NET Stock Key Metrics
In its most recent quarter, NET generated 32% YoY revenue growth to $362.5 million, comfortably surpassing guidance for $353 million. That was a strong close to a year in which revenues grew 33% YoY.
NET saw healthy sequential and YoY growth in customers but its dollar-based net retention rate continued to languish at 115%. While many companies would kill for such a DBNRR, NET’s stock arguably requires more aggressive growth rates.
NET generated $39.8 million in non-GAAP operating income, surpassing guidance for $29 million. The company delivered solid profitability gains in 2023 but, unlike many peers, is not currently guiding for further margin expansion in 2024.

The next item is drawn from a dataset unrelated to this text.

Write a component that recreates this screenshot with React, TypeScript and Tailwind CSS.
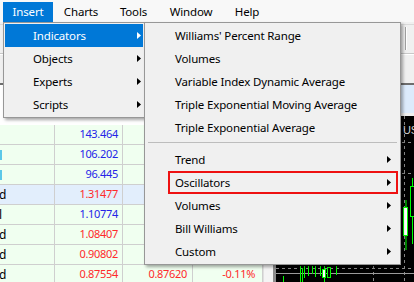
import React from "react";

function Arrow({ white = false }: { white?: boolean }) {
  return (
    <svg width="4" height="7" viewBox="0 0 4 7" className="block">
      <path d="M0 0 L4 3.5 L0 7 Z" fill={white ? "#ffffff" : "#000000"} />
    </svg>
  );
}

type Row = {
  c1: "" | "cyan" | "d" | "l";
  bid: string;
  bidColor: string;
  ask?: string;
  chg?: string;
  hl?: boolean;
};

const BLUE = "text-[#2424e8]";
const RED = "text-[#ff2a2a]";

const rows: Row[] = [
  { c1: "", bid: "143.464", bidColor: BLUE },
  { c1: "cyan", bid: "106.202", bidColor: BLUE },
  { c1: "cyan", bid: "96.445", bidColor: BLUE },
  { c1: "d", bid: "1.31477", bidColor: RED, hl: true },
  { c1: "l", bid: "1.10774", bidColor: BLUE },
  { c1: "d", bid: "1.08407", bidColor: RED },
  { c1: "d", bid: "0.90802", bidColor: RED },
  { c1: "d", bid: "0.87554", bidColor: RED, ask: "0.87620", chg: "-0.11%" },
];

function TableRow({ r }: { r: Row }) {
  const bg = r.hl ? "bg-[#e2eefc]" : "bg-[#f0fff0]";
  return (
    <div className={`flex h-[20px] shrink-0 border-b border-[#cfcfcf] ${bg}`}>
      <div className="w-[55px] border-r border-[#cfcfcf] flex items-center overflow-hidden">
        {r.c1 === "cyan" && <span className="block w-[2px] h-[10px] bg-[#5cc8e8]" />}
        {(r.c1 === "d" || r.c1 === "l") && (
          <span className="-ml-[1px] text-black leading-none text-[12px]">{r.c1}</span>
        )}
      </div>
      <div className={`w-[68px] border-r border-[#cfcfcf] flex items-center justify-end pr-[4px] ${r.bidColor}`}>
        {r.bid}
      </div>
      <div className={`w-[70px] border-r border-[#cfcfcf] flex items-center justify-end pr-[5px] ${RED}`}>
        {r.ask}
      </div>
      <div className={`w-[70px] border-r border-[#cfcfcf] flex items-center justify-end pr-[7px] ${RED}`}>
        {r.chg}
      </div>
    </div>
  );
}

function Chart() {
  const green = "#00ff00";
  return (
    <svg width="138" height="166" viewBox="0 0 138 166" className="block">
      <rect x="0" y="0" width="138" height="166" fill="#000" />
      <line x1="128.5" y1="0" x2="128.5" y2="166" stroke="#8a8a8a" strokeDasharray="3 3" />
      <line x1="97.5" y1="0" x2="97.5" y2="166" stroke="#8a8a8a" strokeDasharray="3 3" />
      <line x1="0" y1="26.5" x2="138" y2="26.5" stroke="#8a8a8a" strokeDasharray="3 3" />
      <line x1="0" y1="57.5" x2="138" y2="57.5" stroke="#8a8a8a" strokeDasharray="3 3" />
      <line x1="0" y1="152.5" x2="138" y2="152.5" stroke="#8a8a8a" strokeDasharray="3 3" />
      <line x1="0" y1="157.5" x2="138" y2="157.5" stroke="#9a9a9a" />
      <text x="127" y="18" fill="#d0d0d0" fontSize="11" fontFamily="Liberation Sans, sans-serif">USDCHF</text>
      <line x1="130" y1="84" x2="130" y2="134" stroke={green} />
      <rect x="127.5" y="91.5" width="4" height="28" fill="#fff" stroke={green} />
      <line x1="136.5" y1="62" x2="136.5" y2="128" stroke={green} />
      <rect x="134.5" y="70.5" width="4" height="30" fill="#000" stroke={green} />
      <line x1="7.5" y1="160" x2="7.5" y2="166" stroke={green} />
      <line x1="24.5" y1="150" x2="24.5" y2="166" stroke={green} />
      <line x1="26.5" y1="152" x2="26.5" y2="166" stroke={green} />
      <line x1="28.5" y1="150" x2="28.5" y2="162" stroke={green} />
      <line x1="32.5" y1="150" x2="32.5" y2="160" stroke={green} />
      <line x1="36.5" y1="150" x2="36.5" y2="158" stroke={green} />
      <line x1="39.5" y1="150" x2="39.5" y2="161" stroke={green} />
      <line x1="44.5" y1="150" x2="44.5" y2="160" stroke={green} />
      <line x1="48.5" y1="150" x2="48.5" y2="166" stroke={green} />
      <rect x="46.5" y="153.5" width="3" height="8" fill="#fff" stroke={green} />
      <rect x="51.5" y="151.5" width="3" height="10" fill="#000" stroke={green} />
      <line x1="60.5" y1="150" x2="60.5" y2="159" stroke={green} />
    </svg>
  );
}

export default function App() {
  const submenuTop = [
    "Williams' Percent Range",
    "Volumes",
    "Variable Index Dynamic Average",
    "Triple Exponential Moving Average",
    "Triple Exponential Average",
  ];
  const submenuBottom = ["Trend", "Oscillators", "Volumes", "Bill Williams", "Custom"];

  return (
    <div className="relative w-[414px] h-[282px] overflow-hidden bg-[#f0f0f0] font-['Noto_Sans',sans-serif] text-[11.5px] tracking-[-0.15px] text-black">
      {/* Menu bar */}
      <div className="h-[22px] bg-[#f8f8f8] flex items-end pl-[3px]">
        <div className="w-[50px] h-[20px] bg-[#0078d7] text-white flex items-center justify-center">Insert</div>
        <div className="w-[56px] h-[20px] flex items-center justify-center">Charts</div>
        <div className="w-[49px] h-[20px] flex items-center justify-center">Tools</div>
        <div className="w-[66px] h-[20px] flex items-center justify-center">Window</div>
        <div className="w-[46px] h-[20px] flex items-center justify-center">Help</div>
      </div>

      {/* Toolbar */}
      <div className="h-[61px] bg-[#f0f0f0] flex flex-col">
        <div className="h-[3px] border-b border-[#dadada]" />
        <div className="h-[28px] flex justify-end pr-[7px] pt-[2px]">
          <div className="w-[2px] h-[23px] border-l border-[#a0a0a0] border-r border-r-white" />
        </div>
        <div className="h-[1px] bg-[#c8c8c8]" />
        <div className="h-[1px] bg-white" />
      </div>
      <div className="h-[2px] bg-[#6e6e6e]" />

      {/* Main area */}
      <div className="flex h-[197px]">
        <div className="w-[263px] flex flex-col bg-white">
          <div className="h-[40px] shrink-0 bg-white" />
          <div className="flex flex-col text-[11px] tracking-[-0.3px]">
            {rows.map((r, i) => (
              <TableRow key={i} r={r} />
            ))}
          </div>
        </div>
        <div className="w-[10px] bg-[#f4f4f4] border-l border-[#e0e0e0]" />
        <div className="w-[3px] bg-[#8c8c8c]" />
        <div className="flex-1 flex flex-col">
          <div className="h-[28px] bg-[#dcebfc]" />
          <div className="h-[3px] bg-[#f0f0f0]" />
          <div className="flex-1 overflow-hidden bg-black">
            <Chart />
          </div>
        </div>
      </div>

      {/* Insert dropdown */}
      <div className="absolute left-[3px] top-[22px] w-[142px] bg-[#f0f0f0] border border-[#979797] p-[1px] shadow-[2px_2px_3px_rgba(0,0,0,0.35)]">
        {["Indicators", "Objects", "Experts", "Scripts"].map((t, i) => (
          <div
            key={t}
            className={`h-[23px] flex items-center justify-between pl-[28px] pr-[2px] ${i === 0 ? "bg-[#0078d7] text-white" : ""}`}
          >
            <span>{t}</span>
            <Arrow white={i === 0} />
          </div>
        ))}
      </div>

      {/* Indicators submenu */}
      <div className="absolute left-[144px] top-[22px] w-[257px] bg-[#f0f0f0] border border-[#979797] p-[1px] shadow-[2px_2px_3px_rgba(0,0,0,0.35)]">
        {submenuTop.map((t) => (
          <div key={t} className="h-[23px] flex items-center pl-[29px]">
            {t}
          </div>
        ))}
        <div className="h-[9px] pt-[3px] px-[2px]">
          <div className="h-[1px] bg-[#bdbdbd]" />
        </div>
        {submenuBottom.map((t) => (
          <div key={t} className="relative h-[23px] flex items-center justify-between pl-[29px] pr-[8px]">
            <span>{t}</span>
            <Arrow />
            {t === "Oscillators" && (
              <span className="absolute left-[22px] right-[1px] top-0 bottom-0 border-2 border-[#ee1111]" />
            )}
          </div>
        ))}
      </div>
    </div>
  );
}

NET ended the quarter with $1.7 billion of cash versus $1.3 billion in convertible notes. These convertible notes mature in 2026 and carry an interest rate of 0%. This means that over the next couple of years NET may enjoy strong net interest income in spite of having a slim net cash balance.

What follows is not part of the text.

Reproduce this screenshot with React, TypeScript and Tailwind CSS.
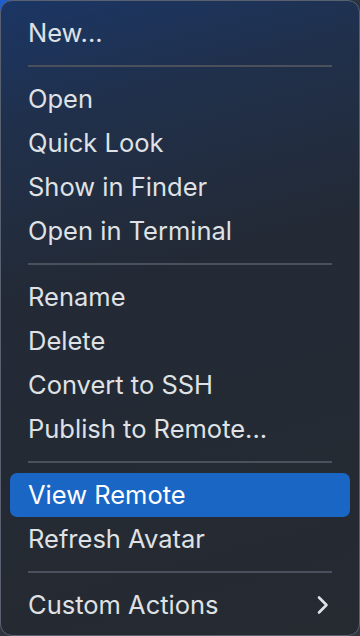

Looking ahead, management has guided for the first quarter to see revenue growth of up to 29% YoY to $373.5 million and operating margins of 9%. For the full-year, management has guided for 27% YoY revenue growth and up to 10% operating margins (non-GAAP). Consensus estimates call for NET to generate $373.25 million in revenue in the first quarter and $1.66 billion in revenue for the full-year.
I expect NET to beat both guidance and consensus estimates given their history of having a “beat and raise” mentality.
On the conference call, management noted that they had signed their largest new customer in the US Department of Commerce for a $30 million total contract value. Perhaps it was this deal that drew the most enthusiasm from Wall Street, as management stated that they “believe deals like this validate the criticality of converging application performance, security, network and Zero Trust services on a unified platform.” Zero trust is one of the company’s newer products that management hopes will help continue the aggressive growth rates. The company also completed its largest customer renewal for a $60 million total contract value. Management noted that remaining performance obligations (‘RPOs’) were $1.245 billion, representing 15% QoQ and 37% YoY growth. Current RPOs came in at $908.85 billion, representing 10% QoQ and 35% YoY growth. These are very impressive numbers though they do not necessarily imply that the 27% full-year revenue growth guidance is conservative, given that the company exited 2022 with 45% YoY RPO growth and 40% RPO growth.
Is NET Stock A Buy, Sell, or Hold?
NET is a leading content delivery network which also provides adjacent cybersecurity services.
The stock has traded at premium valuations relative to peers for several years now and remains one of the priciest stocks at 20x sales.
Consensus estimates call for the company to reach 34% net margins by 2032. I note that management’s latest guidance called for 20% operating margins over the long term. Consensus estimates look aggressive, there’s no other way to slice it.
Wall Street appears optimistic that the company’s deal with the US Department of Commerce may validate the growth opportunity in zero trust. However, I’d argue that this optimism is fully reflected in the consensus estimates, which call for a very gradual pace of deceleration over the coming years. In particular, I am skeptical that the company will be able to sustain 25% to 27% top-line growth for as long as analysts expect and doubtful that the company can generate 18% annual revenue growth even as late as 2032. My only justification for that assertion is that the law of large numbers dictates that growth rates should decelerate as time goes on. Sure, the company might be able to create new products, but these new revenue-generation opportunities are reflected in consensus estimates. I see great reason to believe that NET may greatly underperform consensus estimates.
Yet let’s take consensus estimates at face value anyways. If we assume that NET trades at 30x earnings in 2032, representing a premium valuation that would place it with the likes of Microsoft (MSFT) and Adobe (ADBE), then NET might trade at around $248 per share by then. That implies around 11% annual return potential over the next 8.5 years. This would be enough to beat the market, but it is hard to get comfortable with both the consensus estimates and valuation assumptions. If we instead assume that NET trades at 25x earnings in 2032, still representing a premium valuation, then the annual return potential declines to 9%, which would be very much in-line with broader market historical returns. We saw this problem back during the 2021 tech bubble – tech stocks had overly optimistic estimates stretching out over many years and traded at aggressive valuations against those estimates. While NET is not trading as expensively as it did back then (at one point it was trading at over 100x sales), it is still trading at rich valuations which do not suggest a high likelihood of market-beating returns from here. I am increasingly seeing signs of a tech bubble in NET and other stocks and urge readers to avoid lowering return hurdles in an effort to join in with the hysteria. I reiterate my avoid rating on the stock as there has not been enough evidence to warrant the ever-expanding multiples in the stock.